Memory leak with Python-LAMMPS interface

Looping over LAMMPS instances in a python script causes a memory leak, specifically when using the create_box command. Here’s a minimum reproducible example that shows the leak:

"""
Simple example to reproduce memory leak using the LAMMPS-Python interface.
Usage:
    python mem-leak.py
"""

import lammps
import os, psutil
#import gc

process = psutil.Process(os.getpid())
print(f"Memory before loop: {process.memory_info().rss}") # bytes
mem_before = process.memory_info().rss

nloops = 1000
for l in range(1,nloops+1):

    lmp = lammps.lammps(cmdargs=["-screen", "none"])

    lmp.command("clear")
    lmp.command("units metal")
    lmp.command("atom_style atomic")
    lmp.command("boundary p p p")
    region_command = "region pybox prism 0 10 0 10 0 10 0 0 0"
    lmp.command(region_command)

    # memory leak happens due to create_box, comment this command out to see

    lmp.command("create_box 1 pybox")
    
    # attempts to clean up lmp object:
    #lmp.command("clear")
    lmp.close()
    #del lmp
    #gc.collect()

    print(f"Loop {l} memory: {process.memory_info().rss}") # bytes

mem_after = process.memory_info().rss
print(f"Memory leaked: {mem_after - mem_before}") # bytes

See that the memory increases with each loop.

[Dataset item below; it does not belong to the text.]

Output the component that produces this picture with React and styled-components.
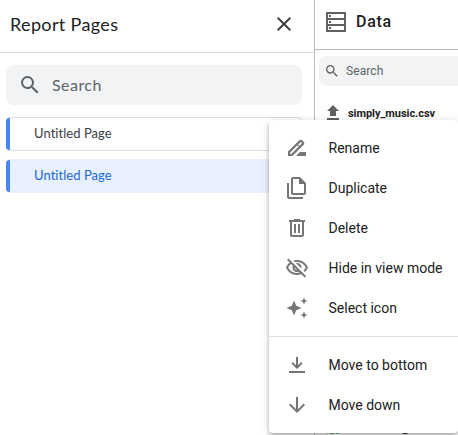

I thought LAMMPS would automatically deallocate everything with the clear command, and that lmp.close() would clean things up on the python side, but that does not seem to be the case.

Maybe whatever is being allocated with create_box is not being deallocated during lmp.close(). I am happy to change the C++ library functions to deallocate more things if necessary - anyone ever seen this before or know why it happens?

When reporting any issues, please always mention which LAMMPS version you are using.

I don’t think that this is a LAMMPS issue because were are checking LAMMPS itself regularly for memory leaks. You can double check this easily by implementing the same code with the C library interface directly:

#include <stdio.h>
#include <sys/resource.h>

#include "library.h"

int main(int argc, char **argv)
{
    struct rusage ru;
    int i;
    void *handle;

    const char *args[] = {"leak-test", "-screen", "none"};
    const int narg = sizeof(args)/sizeof(const char *);

    for (i = 0; i < 1000; ++i) {
        handle = lammps_open_no_mpi(narg, (char **)args, NULL);
        lammps_command(handle, "clear");
        lammps_command(handle, "units metal");
        lammps_command(handle, "atom_style atomic");
        lammps_command(handle, "boundary p p p");
        lammps_command(handle, "region pybox prism 0 10 0 10 0 10 0 0 0");
        lammps_command(handle, "create_box 1 pybox");
        lammps_close(handle);
        getrusage(RUSAGE_SELF, &ru);
        printf("% 4d: RSS use: %10.3gMB\n",i+1, (double)ru.ru_maxrss/1024.0);
    }
    return 0;
}

In this case the memory usage is constant (for me). So any explanation for the difference in memory use has to come from whatever Python does.

When I run your script, I also don’t really see a typical leak, since the memory usage plateaus at some point and does not increase even when increasing the number of loop iterations to 10000.

So my interpretation is that what you are seeing is just Python at work trying to keep a cache of data to make it run faster.